The executive order on the tariff explicitly says the trade deficit is the problem. The Administration even said so in court.
Indeed, even you said so:
And elsewhere:
So no. Your post hoc attempt to reconcile the blatant contradictions do not hold.
Warren Platts
Aug 22 2025 at 1:00pm
From your colleague, Scott Lincicome at CATO:
There is no contradiction in saying that the primary goal is to raise working class real wages. As I pointed out, trade deficits can be a good thing under certain circumstances but are not now. Why? Because the trade deficit reduces the demand for domestic labor (that, and it also represents increasingly untenable debt levels that will eventually result in a financial crisis that will put American workers even further on the skids). Other things being equal, reducing the demand for labor will put downward pressure on wages. You combine that with mass unauthorized immigration that increases the supply of labor, then you have a double whammy hammering down wages. Thus, ending the trade deficit is a means to ends (higher wages, getting the national debt under control).

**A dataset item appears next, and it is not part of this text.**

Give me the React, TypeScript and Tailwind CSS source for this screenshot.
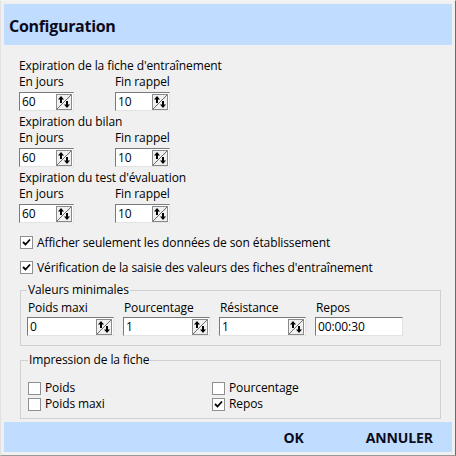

Let me put it this way: if trade deficits don’t matter, then there would be no need to worry about the trade deficit at all. Trump and his fellow populists and economic nationalists, such as myself, however, dispute the contention that trade deficits do not matter. What makes trade deficits matter is their effects, not because they are somehow intrinsically bad in and of themselves. The ends-in-themselves are American workers who are getting squeezed by free trade.
Jon Murphy
Aug 23 2025 at 10:59am
Look, whatever you choose to call your mercantilist scheme, it doesn’t matter. A rose by any other name still smells the same. The bigger problem, the one you fail to address, is that this deal works against the stated goals of reducing the trade deficit and creating jobs. That’s not a problem of a name change. It’s a fundamental problem with your world view and this deal.